WHAT THIS TASK INVOLVES
Only the pictures are omitted; repeat all other data exactly.

** Start SUPPLIED INFORMATION **

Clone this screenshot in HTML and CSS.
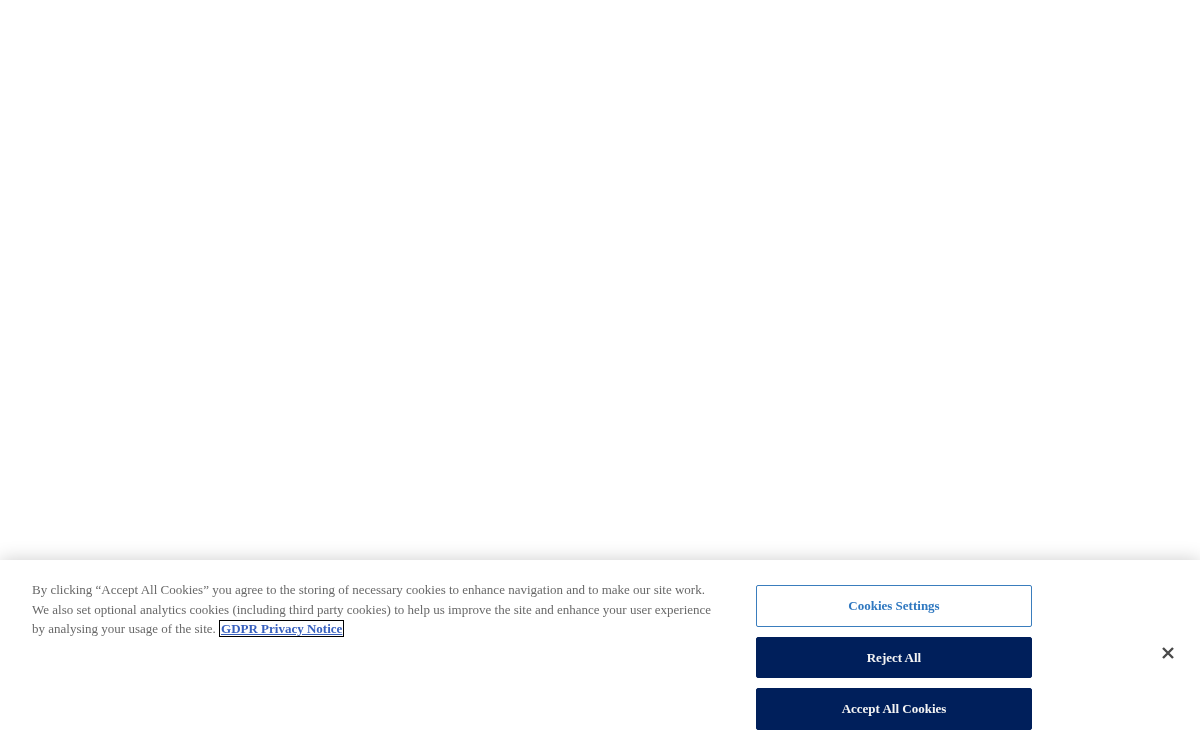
FILE: index.html
```html
<!DOCTYPE html>
<html lang="en">
<head>
<meta charset="utf-8">
<title>Cookies</title>
<link rel="stylesheet" href="styles.css">
</head>
<body>
<main class="page"></main>
<div class="banner" role="dialog" aria-label="Cookie banner">
  <div class="banner-row">
    <p class="policy">By clicking “Accept All Cookies” you agree to the storing of necessary cookies to enhance navigation and to make our site work. We also set optional analytics cookies (including third party cookies) to help us improve the site and enhance your user experience by analysing your usage of the site. <a class="policy-link" href="#">GDPR Privacy Notice</a></p>
    <div class="actions">
      <button class="btn btn-outline" type="button">Cookies Settings</button>
      <button class="btn btn-solid btn-short" type="button">Reject All</button>
      <button class="btn btn-solid" type="button">Accept All Cookies</button>
    </div>
    <button class="close" type="button" aria-label="Close">
      <svg width="12" height="12" viewBox="0 0 12 12"><path d="M1 1L11 11M11 1L1 11" stroke="#4a4a4a" stroke-width="2.4" stroke-linecap="butt"/></svg>
    </button>
  </div>
</div>
</body>
</html>
```

FILE: styles.css
```css
html, body {
  margin: 0;
  padding: 0;
  background: #ffffff;
  height: 100%;
  overflow: hidden;
}
.page {
  height: 100%;
}
.banner {
  position: fixed;
  left: 0;
  right: 0;
  bottom: 0;
  height: 190px;
  background: #ffffff;
  box-shadow: 0 0 18px rgba(0, 0, 0, 0.2);
  font-family: "Liberation Serif", "Times New Roman", serif;
}
.banner-row {
  display: flex;
  align-items: flex-start;
}
.policy {
  flex: 0 0 690px;
  margin: 20px 0 0 32px;
  font-size: 13px;
  line-height: 19.5px;
  color: #696969;
  letter-spacing: 0;
}
.policy-link {
  color: #3860be;
  font-weight: bold;
  text-decoration: underline;
  outline: 1px solid #000000;
  outline-offset: 0;
  margin-left: 1px;
  padding: 0 1px;
}
.actions {
  margin: 25px 0 0 34px;
  width: 276px;
  display: flex;
  flex-direction: column;
  gap: 10px;
}
.btn {
  font-family: "Liberation Serif", "Times New Roman", serif;
  font-size: 13px;
  font-weight: bold;
  height: 42px;
  border-radius: 2px;
  cursor: pointer;
}
.btn-short {
  height: 41px;
}
.btn-outline {
  background: #ffffff;
  color: #2f78c0;
  border: 1px solid #3a7dbd;
}
.btn-solid {
  background: #001f5b;
  color: #f4f4f4;
  border: 1px solid #001f5b;
}
.close {
  margin: 81px 0 0 124px;
  width: 24px;
  height: 24px;
  padding: 0;
  border: 0;
  background: transparent;
  display: flex;
  align-items: center;
  justify-content: center;
  cursor: pointer;
}
```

** End SUPPLIED INFORMATION **

THE ANSWER
Clone this screenshot in HTML and CSS.
FILE: index.html
```html
<!DOCTYPE html>
<html lang="en">
<head>
<meta charset="utf-8">
<title>Cookies</title>
<link rel="stylesheet" href="styles.css">
</head>
<body>
<main class="page"></main>
<div class="banner" role="dialog" aria-label="Cookie banner">
  <div class="banner-row">
    <p class="policy">By clicking “Accept All Cookies” you agree to the storing of necessary cookies to enhance navigation and to make our site work. We also set optional analytics cookies (including third party cookies) to help us improve the site and enhance your user experience by analysing your usage of the site. <a class="policy-link" href="#">GDPR Privacy Notice</a></p>
    <div class="actions">
      <button class="btn btn-outline" type="button">Cookies Settings</button>
      <button class="btn btn-solid btn-short" type="button">Reject All</button>
      <button class="btn btn-solid" type="button">Accept All Cookies</button>
    </div>
    <button class="close" type="button" aria-label="Close">
      <svg width="12" height="12" viewBox="0 0 12 12"><path d="M1 1L11 11M11 1L1 11" stroke="#4a4a4a" stroke-width="2.4" stroke-linecap="butt"/></svg>
    </button>
  </div>
</div>
</body>
</html>
```

FILE: styles.css
```css
html, body {
  margin: 0;
  padding: 0;
  background: #ffffff;
  height: 100%;
  overflow: hidden;
}
.page {
  height: 100%;
}
.banner {
  position: fixed;
  left: 0;
  right: 0;
  bottom: 0;
  height: 190px;
  background: #ffffff;
  box-shadow: 0 0 18px rgba(0, 0, 0, 0.2);
  font-family: "Liberation Serif", "Times New Roman", serif;
}
.banner-row {
  display: flex;
  align-items: flex-start;
}
.policy {
  flex: 0 0 690px;
  margin: 20px 0 0 32px;
  font-size: 13px;
  line-height: 19.5px;
  color: #696969;
  letter-spacing: 0;
}
.policy-link {
  color: #3860be;
  font-weight: bold;
  text-decoration: underline;
  outline: 1px solid #000000;
  outline-offset: 0;
  margin-left: 1px;
  padding: 0 1px;
}
.actions {
  margin: 25px 0 0 34px;
  width: 276px;
  display: flex;
  flex-direction: column;
  gap: 10px;
}
.btn {
  font-family: "Liberation Serif", "Times New Roman", serif;
  font-size: 13px;
  font-weight: bold;
  height: 42px;
  border-radius: 2px;
  cursor: pointer;
}
.btn-short {
  height: 41px;
}
.btn-outline {
  background: #ffffff;
  color: #2f78c0;
  border: 1px solid #3a7dbd;
}
.btn-solid {
  background: #001f5b;
  color: #f4f4f4;
  border: 1px solid #001f5b;
}
.close {
  margin: 81px 0 0 124px;
  width: 24px;
  height: 24px;
  padding: 0;
  border: 0;
  background: transparent;
  display: flex;
  align-items: center;
  justify-content: center;
  cursor: pointer;
}
```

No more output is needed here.